Donna and David are prime examples of what can happen when positive, energetic people invest time and energy in a town. May the Vassalboro Summer Reading Festival continue and may other children’s writers join the festivities.

 

 

 

Maya at Vassalboro’s Summer Reading Festival on June 3

This Saturday—on June 3, at 2:00 p.m.—I will be the featured author at Vassalboro Public Library’s Summer Reading Festival.  There will be food, African Drumming, a book fair, crafts, and Maya and the Book of Everything.

I’m so looking forward to this. East Vassalboro and the Vassalboro Public Library are key elements in my book, and how wonderful it will be to go there with my presentation about using real life in a fantasy novel.

While I’ll be highlighting the real places I used—Waterville as well as East Vassalboro—I’ll also be reading a section where Maya has her eyes peeled by the giant Toad Queen.

Nothing like a little eye-peeling to pique interest in my book 😉

 

 

Maya and the Book of Everything at the Chapel Hill Library in North Carolina

Yesterday, I received a wonderful email from my daughter Shannon, who lives in North Carolina. She had put in a request for the Chapel Hill Library to carry my YA fantasy novel, Maya and the Book of Everything. And, by gum, they have! So now Maya and the Book of Everything is in a library in North Carolina.

Requesting that a library carry a book is a wonderful way to promote writers and to help spread the word about their books. (Some of you have also done this for Maya, and I thank you very much.)
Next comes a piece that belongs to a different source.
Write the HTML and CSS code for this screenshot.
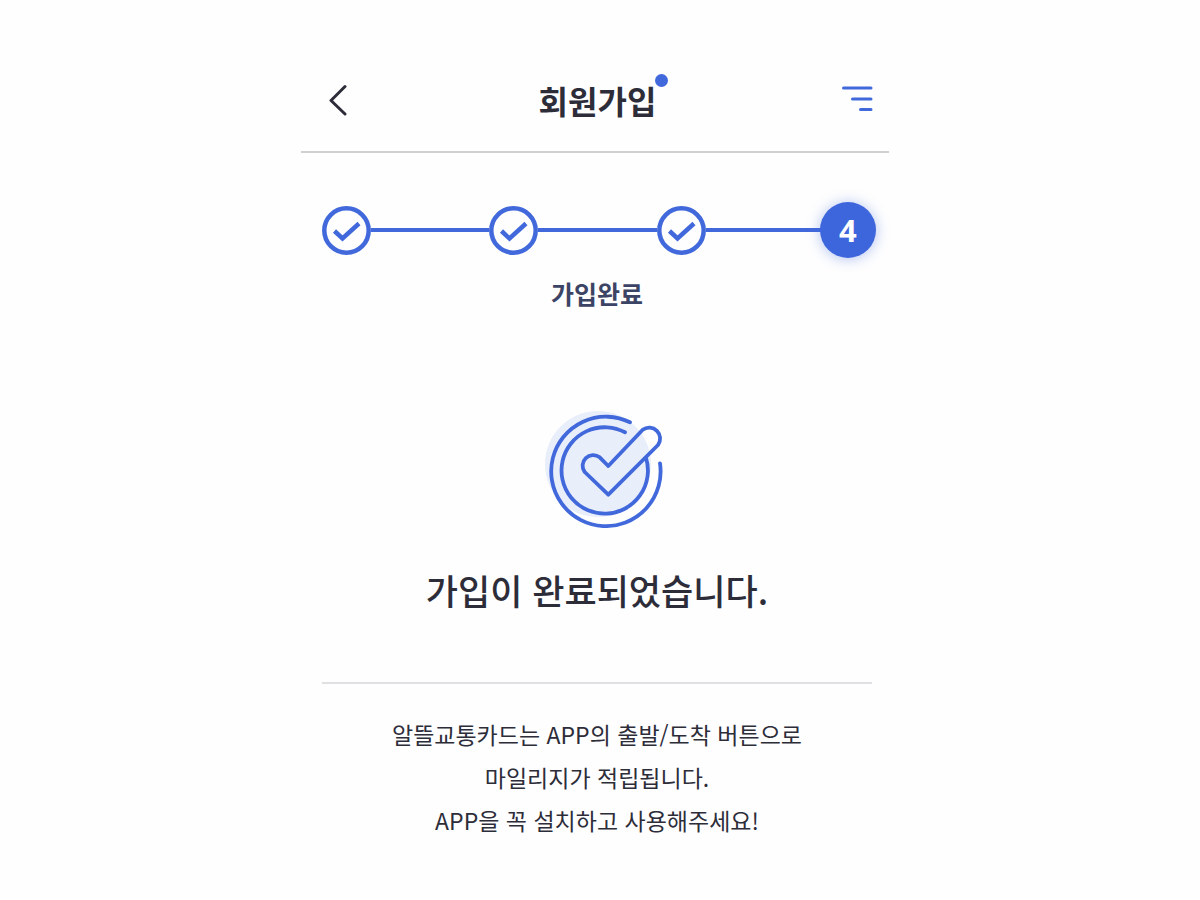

Readers, if your library has Maya and the Book of Everything, be sure to let me know. After all, even though there is plenty of adventure and fantasy in my book, there are also some serious issues: the importance of libraries for spreading knowledge and the notion that facts do matter.

Perhaps in today’s world, that last notion seems a little quaint, but it is my belief that facts have always mattered and always will.